Mubarak Shah   Prof Mubarak Shah
University of Central Florida
  Bio:Dr. Mubarak Shah, Agere Chair Professor of Computer Science, is the founding director of the Computer Visions Lab at UCF. His research interests include: video surveillance, visual tracking, human activity recognition, visual analysis of crowded scenes, video registration, UAV video analysis, etc. Dr. Shah is a fellow of IEEE, AAAS, IAPR and SPIE. In 2006, he was awarded a Pegasus Professor award, the highest award at UCF. He is ACM distinguished speaker. He was an IEEE Distinguished Visitor speaker for 1997-2000 and received IEEE Outstanding Engineering Educator Award in 1997. He received the Harris Corporation's Engineering Achievement Award in 1999, the TOKTEN awards from UNDP in 1995, 1997, and 2000; Teaching Incentive Program award in 1995 and 2003, Research Incentive Award in 2003 and 2009, Millionaires' Club awards in 2005 and 2006, University Distinguished Researcher award in 2007, honorable mention for the ICCV 2005 Where Am I? Challenge Problem, and was nominated for the best paper award in ACM Multimedia Conference in 2005. He is an editor of international book series on Video Computing; editor in chief of Machine Vision and Applications journal, and an associate editor of ACM Computing Surveys journal. He was an associate editor of the IEEE Transactions on PAMI, and a guest editor of the special issue of International Journal of Computer Vision on Video Computing.
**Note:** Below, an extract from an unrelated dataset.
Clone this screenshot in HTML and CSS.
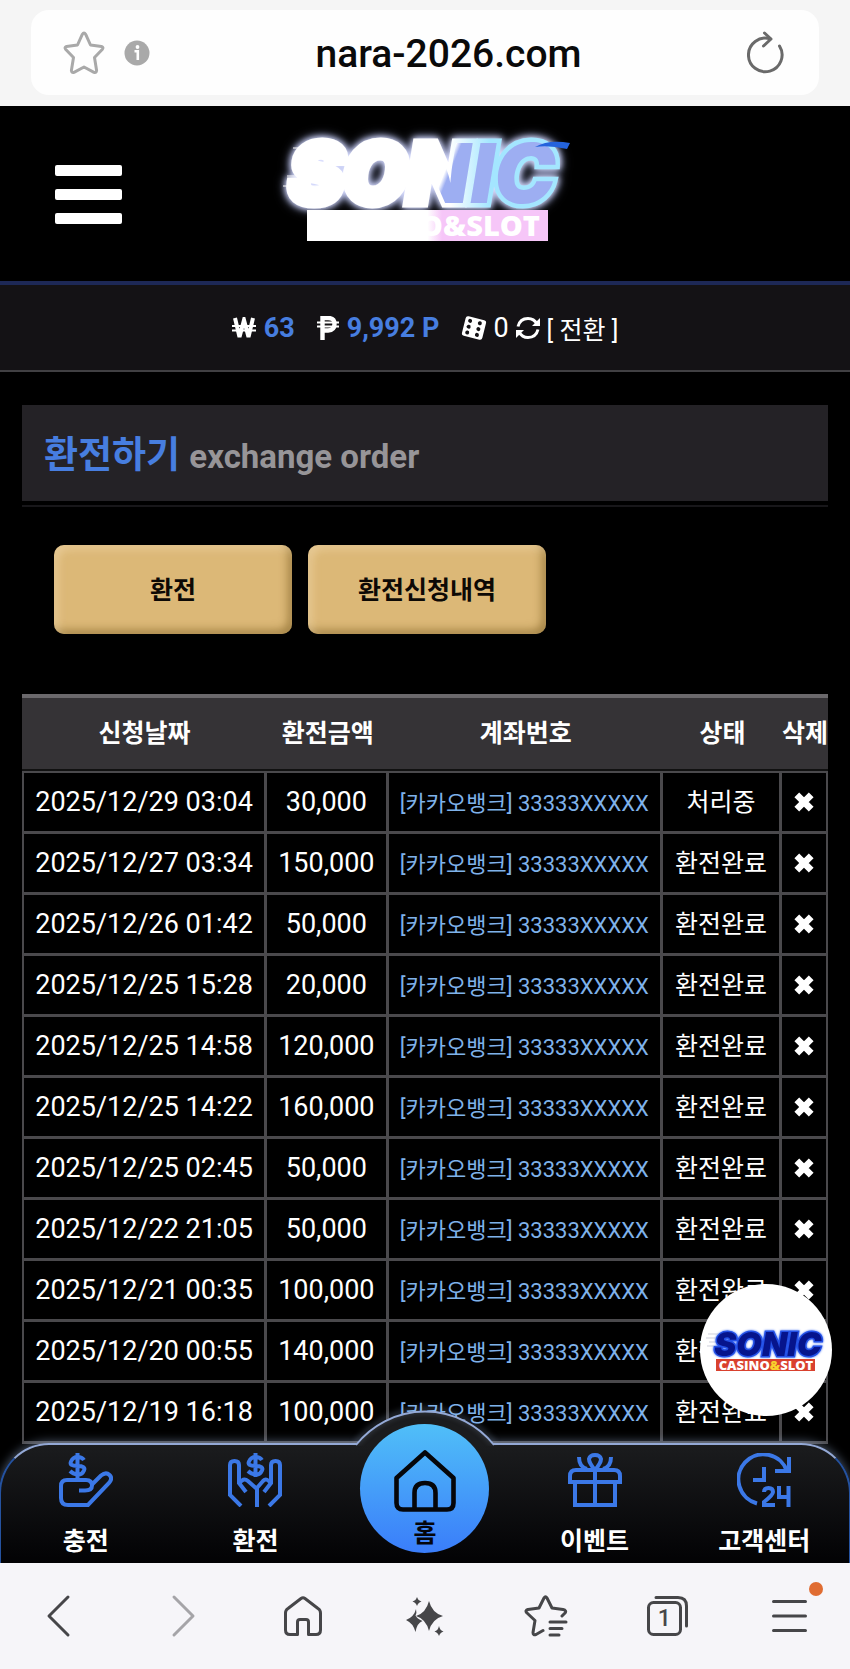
FILE: index.html
```html
<!DOCTYPE html>
<html lang="ko">
<head>
    <meta charset="UTF-8">
    <meta name="viewport" content="width=device-width, initial-scale=1.0">
    <title>환전하기</title>
    <link rel="stylesheet" href="styles.css">
</head>
<body>
    <svg class="sprite" aria-hidden="true">
        <symbol id="icon-x" viewBox="0 0 20 20">
            <path d="M4 4 L16 16 M16 4 L4 16" fill="none" stroke="currentColor" stroke-width="5.600"/>
        </symbol>
    </svg>

    <div class="browser">
        <div class="address-bar">
            <div class="address">
                <button class="icon-btn" aria-label="Bookmark">
                    <svg width="42" height="44" viewBox="0 0 42 44" fill="none" stroke="#a9a9a9" stroke-width="3" stroke-linejoin="round"><path d="M19.4 3.2Q21 .6 22.600 3.200L27.500 14L38.500 15.400Q41 16.300 39.200 18.500L31.500 26.500L33.600 39.500Q33.400 42.200 31 41.300L21 36L11 41.300Q8.600 42.200 8.400 39.500L10.500 26.500L2.800 18.500Q1 16.300 3.500 15.400L14.500 14Z"/></svg>
                </button>
                <button class="icon-btn" aria-label="Site info">
                    <svg width="26" height="26" viewBox="0 0 26 26"><circle cx="13" cy="13" r="12.500" fill="#a9a9a9"/><circle cx="13.500" cy="7" r="1.900" fill="#fff"/><path d="M10.500 11.200H13.800V20" fill="none" stroke="#fff" stroke-width="2.600"/></svg>
                </button>
                <span class="url">nara-2026.com</span>
                <button class="icon-btn" aria-label="Reload">
                    <svg width="38" height="44" viewBox="0 0 38 44" fill="none" stroke="#6a6a6a" stroke-width="3" stroke-linecap="round" stroke-linejoin="round"><path d="M32.500 15A16.800 16.800 0 1 1 23 7.800"/><path d="M17.500 2L24 8L16.500 15"/></svg>
                </button>
            </div>
        </div>

        <div class="site">
            <div class="site-scroll">
                <header class="site-header">
                    <button class="menu-btn" aria-label="메뉴"><span></span><span></span><span></span></button>
                    <a class="logo" href="#" aria-label="SONIC CASINO&amp;SLOT">
                        <svg width="320" height="128" viewBox="-10 -10 320 128">
                            <defs>
                                <linearGradient id="shine" x1="0" x2="1" y1="0" y2="0.150">
                                    <stop offset="0.640" stop-color="#fff"/>
                                    <stop offset="0.660" stop-color="#9daef2"/>
                                </linearGradient>
                                <linearGradient id="glow" x1="0" x2="1">
                                    <stop offset="0.600" stop-color="#fff"/>
                                    <stop offset="0.750" stop-color="#a4e6ff"/>
                                </linearGradient>
                                <linearGradient id="strip" x1="0" x2="1">
                                    <stop offset="0.500" stop-color="#fff"/>
                                    <stop offset="0.560" stop-color="#f6c6f8"/>
                                </linearGradient>
                            </defs>
                            <text class="logo-word glow" x="6" y="75" font-size="82" fill="url(#shine)" stroke="url(#glow)" stroke-width="9">SONIC</text>
                            <path d="M10 20H60M4 48H40M0 58H36" stroke="#fff" stroke-width="1"/>
                            <path d="M252 19Q266 11 287 15L284 21Q266 17 252 19Z" fill="#2463dc"/>
                            <rect x="24" y="82" width="241" height="31" fill="url(#strip)"/>
                            <text class="logo-tag" x="257" y="108" font-size="29" fill="#fff" text-anchor="end">CASINO&amp;SLOT</text>
                        </svg>
                    </a>
                </header>

                <div class="balance">
                    <span class="balance-item">
                        <svg width="24" height="22" viewBox="0 0 24 22" fill="none" stroke="#fff"><path d="M3 1L7.500 20L12 3L16.500 20L21 1" stroke-width="4"/><path d="M0 9H24M0 13.500H24" stroke-width="1.800"/></svg>
                        <b>63</b>
                    </span>
                    <span class="balance-item">
                        <svg width="22" height="24" viewBox="0 0 22 24" fill="none" stroke="#fff"><path d="M5.500 24V2H11Q17.500 2 17.500 8T11 14.500H5" stroke-width="4.400"/><path d="M0 6.500H22M0 10.500H22" stroke-width="2"/></svg>
                        <b>9,992 P</b>
                    </span>
                    <span class="balance-item casino">
                        <svg width="26" height="26" viewBox="0 0 26 26"><g transform="rotate(14 13 13)"><rect x="2.500" y="3" width="21" height="20" rx="2.500" fill="#fff"/><g fill="#141215"><circle cx="7.500" cy="7" r="2"/><circle cx="7.500" cy="13" r="2"/><circle cx="7.500" cy="19" r="2"/><circle cx="17.500" cy="7" r="2"/><circle cx="17.500" cy="13" r="2"/><circle cx="17.500" cy="19" r="2"/></g></g></svg>
                        <span>0</span>
                        <button class="swap-btn">
                            <svg width="26" height="26" viewBox="0 0 26 26" fill="none" stroke="#fff" stroke-width="3"><path d="M3 11.500Q5 3.500 13 3.500Q19 3.500 22 9M23 14.500Q21 22.500 13 22.500Q7 22.500 4 17"/><path d="M25 3V11H17ZM1 23V15H9Z" fill="#fff" stroke="none"/></svg>
                            <span>[ 전환 ]</span>
                        </button>
                    </span>
                </div>

                <main class="content">
                    <div class="title-wrap">
                        <h1 class="title">환전하기 <small>exchange order</small></h1>
                    </div>

                    <div class="tabs">
                        <button class="gold-btn">환전</button>
                        <button class="gold-btn">환전신청내역</button>
                    </div>

                    <table class="orders">
                        <colgroup>
                            <col class="col-date">
                            <col class="col-amount">
                            <col class="col-account">
                            <col class="col-status">
                            <col class="col-delete">
                        </colgroup>
                        <thead>
                            <tr><th>신청날짜</th><th>환전금액</th><th>계좌번호</th><th>상태</th><th>삭제</th></tr>
                        </thead>
                        <tbody>
                            <tr>
                                <td>2025/12/29 03:04</td><td>30,000</td><td class="account">[카카오뱅크] 33333XXXXX</td><td class="status">처리중</td>
                                <td><button class="delete-btn" aria-label="삭제"><svg width="24" height="24"><use href="#icon-x"/></svg></button></td>
                            </tr>
                            <tr>
                                <td>2025/12/27 03:34</td><td>150,000</td><td class="account">[카카오뱅크] 33333XXXXX</td><td class="status">환전완료</td>
                                <td><button class="delete-btn" aria-label="삭제"><svg width="24" height="24"><use href="#icon-x"/></svg></button></td>
                            </tr>
                            <tr>
                                <td>2025/12/26 01:42</td><td>50,000</td><td class="account">[카카오뱅크] 33333XXXXX</td><td class="status">환전완료</td>
                                <td><button class="delete-btn" aria-label="삭제"><svg width="24" height="24"><use href="#icon-x"/></svg></button></td>
                            </tr>
                            <tr>
                                <td>2025/12/25 15:28</td><td>20,000</td><td class="account">[카카오뱅크] 33333XXXXX</td><td class="status">환전완료</td>
                                <td><button class="delete-btn" aria-label="삭제"><svg width="24" height="24"><use href="#icon-x"/></svg></button></td>
                            </tr>
                            <tr>
                                <td>2025/12/25 14:58</td><td>120,000</td><td class="account">[카카오뱅크] 33333XXXXX</td><td class="status">환전완료</td>
                                <td><button class="delete-btn" aria-label="삭제"><svg width="24" height="24"><use href="#icon-x"/></svg></button></td>
                            </tr>
                            <tr>
                                <td>2025/12/25 14:22</td><td>160,000</td><td class="account">[카카오뱅크] 33333XXXXX</td><td class="status">환전완료</td>
                                <td><button class="delete-btn" aria-label="삭제"><svg width="24" height="24"><use href="#icon-x"/></svg></button></td>
                            </tr>
                            <tr>
                                <td>2025/12/25 02:45</td><td>50,000</td><td class="account">[카카오뱅크] 33333XXXXX</td><td class="status">환전완료</td>
                                <td><button class="delete-btn" aria-label="삭제"><svg width="24" height="24"><use href="#icon-x"/></svg></button></td>
                            </tr>
                            <tr>
                                <td>2025/12/22 21:05</td><td>50,000</td><td class="account">[카카오뱅크] 33333XXXXX</td><td class="status">환전완료</td>
                                <td><button class="delete-btn" aria-label="삭제"><svg width="24" height="24"><use href="#icon-x"/></svg></button></td>
                            </tr>
                            <tr>
                                <td>2025/12/21 00:35</td><td>100,000</td><td class="account">[카카오뱅크] 33333XXXXX</td><td class="status">환전완료</td>
                                <td><button class="delete-btn" aria-label="삭제"><svg width="24" height="24"><use href="#icon-x"/></svg></button></td>
                            </tr>
                            <tr>
                                <td>2025/12/20 00:55</td><td>140,000</td><td class="account">[카카오뱅크] 33333XXXXX</td><td class="status">환전완료</td>
                                <td><button class="delete-btn" aria-label="삭제"><svg width="24" height="24"><use href="#icon-x"/></svg></button></td>
                            </tr>
                            <tr>
                                <td>2025/12/19 16:18</td><td>100,000</td><td class="account">[카카오뱅크] 33333XXXXX</td><td class="status">환전완료</td>
                                <td><button class="delete-btn" aria-label="삭제"><svg width="24" height="24"><use href="#icon-x"/></svg></button></td>
                            </tr>
                        </tbody>
                    </table>
                </main>
            </div>

            <a class="float-badge" href="#" aria-label="SONIC CASINO&amp;SLOT">
                <svg width="132" height="132" viewBox="0 0 132 132">
                    <path d="M8 50H34M6 54H32M9 58H30M7 62H28" stroke="#b9bccb" stroke-width="0.700"/>
                    <text class="logo-word halo" x="68" y="72" font-size="33" text-anchor="middle" fill="#06148c" stroke="#2350e6" stroke-width="3">SONIC</text>
                    <rect x="16" y="75" width="99" height="12" fill="#d9412e"/>
                    <text class="logo-tag" x="66" y="86" font-size="13" text-anchor="middle" fill="#fff">CASINO<tspan fill="#f8d32c">&amp;</tspan>SLOT</text>
                </svg>
            </a>

            <nav class="bottom-nav">
                <svg class="nav-bump" width="160" height="46" viewBox="0 -8 160 46" aria-hidden="true">
                    <path d="M12 36A88 88 0 0 1 148 36V38H12Z" fill="#1b1c1e"/>
                    <path class="bump-line" d="M11 37A88 88 0 0 1 149 37" fill="none" stroke="#94a9d6" stroke-width="2"/>
                </svg>
                <a href="#">
                    <svg width="54" height="54" viewBox="0 0 54 54" fill="none" stroke="#3b78e7" stroke-width="4"><path d="M25 7Q23 4 18.500 4T12 8.500T18.500 13T25 17.500T18.500 21.500T11 18M18.500 0V26" /><path d="M20 37.500H26Q33 37.500 33 32.500Q33 27 27 27H8Q2 27 2 33V45Q2 52 9 52H29L50 30Q54 25.500 50.500 22T42 22.500L33 31.500"/></svg>
                    <span>충전</span>
                </a>
                <a href="#">
                    <svg width="54" height="54" viewBox="0 0 54 54" fill="none" stroke="#3b78e7" stroke-width="4"><path d="M34 7Q32 4 27.500 4T21 8.500T27.500 13T34 17.500T27.500 21.500T20 18M27.500 0V24"/><path d="M13 53L2 42V12Q2 8 6.500 8T11 12V30L18 39M11 31Q15 24 20 28L29 36V54M41 53L52 42V12Q52 8 47.500 8T43 12V30L36 39M43 31Q39 24 35 28L28 36"/></svg>
                    <span>환전</span>
                </a>
                <a class="home" href="#">
                    <svg width="62" height="62" viewBox="0 0 62 62" fill="none" stroke="#05060a" stroke-width="4.600" stroke-linejoin="round"><path d="M2.500 28L31 2.500L59.500 28V53Q59.500 59.500 53 59.500H9Q2.500 59.500 2.500 53ZM20.500 59V43Q20.500 33 31 33T41.500 43V59"/></svg>
                    <span>홈</span>
                </a>
                <a href="#">
                    <svg width="54" height="54" viewBox="0 0 54 54" fill="none" stroke="#3b78e7" stroke-width="4"><path d="M7 30V52H47V30M27 17V52M2 29V23Q2 17 8 17H46Q52 17 52 23V29ZM27 17Q21 10 21 6Q22 2 27 2T33 6Q33 10 27 17M19 16Q11 14 11 4M35 16Q43 14 43 4"/></svg>
                    <span>이벤트</span>
                </a>
                <a href="#">
                    <svg width="54" height="54" viewBox="0 0 54 54" fill="none" stroke="#3b78e7" stroke-width="4"><path d="M20 50.500A25 25 0 1 1 50 18M52 4V18H38M27 14V27H16"/><path d="M27 39Q27 35 31.500 35T36 39Q36 42 27 49V52H38M42 33V44H52M51.500 33V54"/></svg>
                    <span>고객센터</span>
                </a>
            </nav>
        </div>

        <div class="toolbar">
            <button class="icon-btn" aria-label="Back"><svg width="44" height="44" viewBox="0 0 44 44"><path d="M29 3L10 22L29 41"/></svg></button>
            <button class="icon-btn dim" aria-label="Forward"><svg width="44" height="44" viewBox="0 0 44 44"><path d="M14 3L33 22L14 41"/></svg></button>
            <button class="icon-btn" aria-label="Home"><svg width="44" height="44" viewBox="0 0 44 44"><path d="M19 4.500Q21 3 23 4.500L36 14.500Q38.500 16 38.500 19V36Q38.500 40.500 34 40.500H26.500V28Q26.500 25.500 24 25.500H18Q15.500 25.500 15.500 28V40.500H8Q3.500 40.500 3.500 36V19Q3.500 16 6 14.500Z"/></svg></button>
            <button class="icon-btn" aria-label="Assistant"><svg width="44" height="44" viewBox="0 0 44 44"><g fill="#464649" stroke="none"><path d="M26 7Q29 19 40 22Q29 25 26 37Q23 25 13 22Q23 19 26 7Z"/><path d="M13 15Q14 19 12.500 21.500Q14 24.500 19.500 27Q14 29 12.500 38Q10 29 3 26Q11 23 13 15Z"/><path d="M14 3Q15 6.500 18.500 7.500Q15 8.500 14 12Q13 8.500 9.500 7.500Q13 6.500 14 3Z"/><path d="M36 32Q37 36.500 40.500 37.500Q37 38.500 36 42Q35 38.500 31.500 37.500Q35 36.500 36 32Z"/></g></svg></button>
            <button class="icon-btn" aria-label="Bookmarks"><svg width="44" height="44" viewBox="0 0 44 44"><path d="M19 36.500L12 40.500Q9 41.500 9 38.500L11 26.500L2.500 18.500Q1 16.500 4 15.500L15 14L20 4Q21.500 1.500 23 4L28 14L39 15.500Q43 16.500 41 19L38 22M26 28H42M26 34.500H38M26 41H35"/></svg></button>
            <button class="icon-btn tab-count" aria-label="Tabs"><svg width="44" height="44" viewBox="0 0 44 44"><rect x="2.500" y="8.500" width="32" height="32" rx="5"/><path d="M10 3.500H32Q40.500 3.500 40.500 12V32"/></svg><span>1</span></button>
            <button class="icon-btn alert" aria-label="Menu"><svg width="44" height="44" viewBox="0 0 44 44"><path d="M6.500 7.500H38.500M6.500 22H38.500M6.500 36.500H38.500"/></svg></button>
        </div>
    </div>
</body>
</html>
```

FILE: styles.css
```css
:root {
    --blue: #477ee0;
    --gold: #dcb877;
    --line: #4a494c;
}

* {
    margin: 0;
    padding: 0;
    box-sizing: border-box;
}

body {
    font-family: Roboto, "Noto Sans CJK KR", sans-serif;
    background-color: #000;
    color: #fff;
}

button {
    background: none;
    border: none;
    color: inherit;
    font-family: inherit;
    cursor: pointer;
}

a {
    color: inherit;
    text-decoration: none;
}

svg {
    display: block;
    flex-shrink: 0;
}

.sprite {
    position: absolute;
    width: 0;
    height: 0;
}

.browser {
    display: flex;
    flex-direction: column;
    height: 100vh;
}

/* address bar */
.address-bar {
    background-color: #f5f5f5;
    padding: 10px 31px 11px;
}

.address {
    display: flex;
    align-items: center;
    height: 85px;
    padding: 0 34px 0 32px;
    background-color: #fefefe;
    border-radius: 18px;
}

.address .icon-btn + .icon-btn {
    margin-left: 19px;
}

.url {
    flex: 1;
    padding-top: 3px;
    text-align: center;
    color: #0a0a0a;
    font-size: 39px;
    font-weight: 500;
}

/* site */
.site {
    position: relative;
    flex: 1;
    min-height: 0;
    overflow: hidden;
}

.site-scroll {
    height: 100%;
    overflow-y: auto;
    scrollbar-width: none;
}

.site-header {
    display: grid;
    grid-template-columns: 1fr auto 1fr;
    align-items: center;
    height: 179px;
    padding: 2px 55px 0;
    border-bottom: 4px solid #1d2856;
}

.menu-btn {
    display: flex;
    flex-direction: column;
    gap: 13px;
    width: 67px;
}

.menu-btn span {
    height: 11px;
    background-color: #fff;
    border-radius: 2px;
}

.logo {
    margin: 0 0 25px 16px;
}

.logo-word {
    font-family: Inter, sans-serif;
    font-weight: 900;
    font-style: italic;
    paint-order: stroke;
}

.glow {
    filter: drop-shadow(0 0 3px #dfe2ff) drop-shadow(0 0 4px #a9b4e8);
}

.halo {
    filter: drop-shadow(0 0 1px #3c6cf5);
}

.logo-tag {
    font-family: "Open Sans", sans-serif;
    font-weight: 800;
}

.balance {
    display: flex;
    align-items: center;
    justify-content: center;
    gap: 22px;
    height: 87px;
    background-color: #141215;
    border-bottom: 2px solid #414043;
    font-size: 27px;
}

.balance-item {
    display: flex;
    align-items: center;
    gap: 8px;
}

.balance-item.casino {
    gap: 6px;
}

.balance b {
    color: var(--blue);
    font-weight: 700;
}

.swap-btn {
    display: flex;
    align-items: center;
    gap: 6px;
    font-size: 25px;
}

.content {
    padding: 33px 22px 120px;
}

.title-wrap {
    padding-bottom: 4px;
    border-bottom: 2px solid #18171a;
}

.title {
    height: 96px;
    padding: 0 22px;
    background-color: #242226;
    color: var(--blue);
    font-size: 37px;
    font-weight: 700;
    line-height: 102px;
}

.title small {
    color: #979598;
    font-size: 33px;
    font-weight: 700;
}

.tabs {
    display: flex;
    gap: 16px;
    padding: 38px 32px 60px;
}

.gold-btn {
    width: 238px;
    height: 89px;
    padding-bottom: 4px;
    background-color: var(--gold);
    border-radius: 10px;
    box-shadow: inset 4px 4px 8px rgba(255, 235, 200, 0.4), inset -4px -4px 8px rgba(110, 80, 20, 0.5);
    color: #0d0905;
    font-size: 25px;
    font-weight: 700;
}

/* order list */
.orders {
    width: 100%;
    table-layout: fixed;
    border-collapse: separate;
    border-spacing: 0;
    border-top: 4px solid #6b696c;
    text-align: center;
    white-space: nowrap;
}

.col-date { width: 30.4%; }
.col-amount { width: 15.1%; }
.col-account { width: 34%; }
.col-status { width: 14.8%; }
.col-delete { width: 5.7%; }

.orders th {
    height: 73px;
    padding-bottom: 6px;
    background-color: #353336;
    border-bottom: 2px solid #111;
    font-size: 25px;
    font-weight: 700;
}

.orders td {
    height: 61px;
    border-right: 3px solid var(--line);
    border-bottom: 3px solid var(--line);
    font-size: 27px;
}

.orders tbody tr:first-child td {
    height: 63px;
    border-top: 2px solid var(--line);
}

.orders td:first-child {
    border-left: 2px solid var(--line);
}

.orders td:last-child {
    border-right-width: 2px;
}

.orders td.account {
    padding-bottom: 2px;
    color: #7fb2ea;
    font-size: 22px;
}

.orders td.status {
    padding-bottom: 4px;
    font-size: 25px;
}

.delete-btn {
    display: block;
    margin: 0 auto;
}

/* badge floating over the list */
.float-badge {
    position: absolute;
    right: 18px;
    bottom: 147px;
    background-color: #fff;
    border-radius: 50%;
}

/* bottom navigation */
.bottom-nav {
    position: absolute;
    left: -1px;
    right: -1px;
    bottom: 0;
    display: grid;
    grid-template-columns: repeat(5, 1fr);
    height: 120px;
    background: linear-gradient(#1b1c1e, #020204);
    border: 2px solid #25529f;
    border-top-color: #94a9d6;
    border-bottom: none;
    border-radius: 50px 50px 0 0;
    box-shadow: 0 -2px 10px rgba(170, 195, 235, 0.4);
}

.nav-bump {
    position: absolute;
    top: -45px;
    left: 50%;
    transform: translateX(-50%);
}

.bump-line {
    filter: drop-shadow(0 -2px 3px rgba(170, 195, 235, 0.6));
}

.bottom-nav a {
    position: relative;
    display: flex;
    flex-direction: column;
    align-items: center;
    gap: 17px;
    padding-top: 8px;
    font-size: 25px;
    font-weight: 700;
    line-height: 36px;
}

.bottom-nav .home {
    justify-self: center;
    gap: 4px;
    width: 129px;
    height: 129px;
    margin-top: -21px;
    padding-top: 26px;
    background: linear-gradient(#50bff8, #3a7dfa);
    border-radius: 50%;
    color: #05060a;
}

/* browser toolbar */
.toolbar {
    display: grid;
    grid-template-columns: repeat(7, 1fr);
    place-items: center;
    height: 106px;
    background-color: #f6f5f9;
}

.toolbar .icon-btn {
    position: relative;
    color: #464649;
}

.toolbar svg {
    fill: none;
    stroke: #464649;
    stroke-width: 3;
    stroke-linecap: round;
    stroke-linejoin: round;
}

.toolbar .dim svg {
    stroke: #a5a4a8;
}

.tab-count span {
    position: absolute;
    left: 0;
    top: 8px;
    width: 37px;
    font-size: 23px;
    font-weight: 500;
    line-height: 33px;
    text-align: center;
}

.alert::after {
    content: "";
    position: absolute;
    top: -12px;
    right: -12px;
    width: 14px;
    height: 14px;
    background-color: #e06c32;
    border-radius: 50%;
}
```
  Abstract: Video Surveillance Systems - UCF Computer Vision Lab Experience
Video surveillance and monitoring is one of most active areas of research in Computer Vision. The main steps in a video surveillance system include: detection and categorization of objects of interest in video (e.g. people, vehicles), tracking of those objects from frame to frame, and recognition of their activities, behavior and patterns. Illumination changes, shadows, occlusion and clutter etc make moving object detection difficult. Dealing with occlusion and object interaction in high density scenes, and tracking across multiple overlapping and non-overlapping field cameras are some of the challenges in tracking. Activity recognition is an area of active research and learning based solutions seem to be the most promising ones and there are still many challenges to be addressed. Over the last decade a number of prototype Surveillance Systems have been developed at UCF Computer vision lab, employing in-house developed point solutions for above components.
In this talk I will first present key techniques in object detection, tracking and activity detection, then discuss the software engineering aspects of two of those systems namely: KNIGHT: Ground Surveillance System for low density scenes, and COCOA - a solution for tracking moving objects in aerial videos. I will discuss the lifecycle of systems developed in a typical academic environment, the typical code quality issues encountered and efforts being undertaken to improve continuously.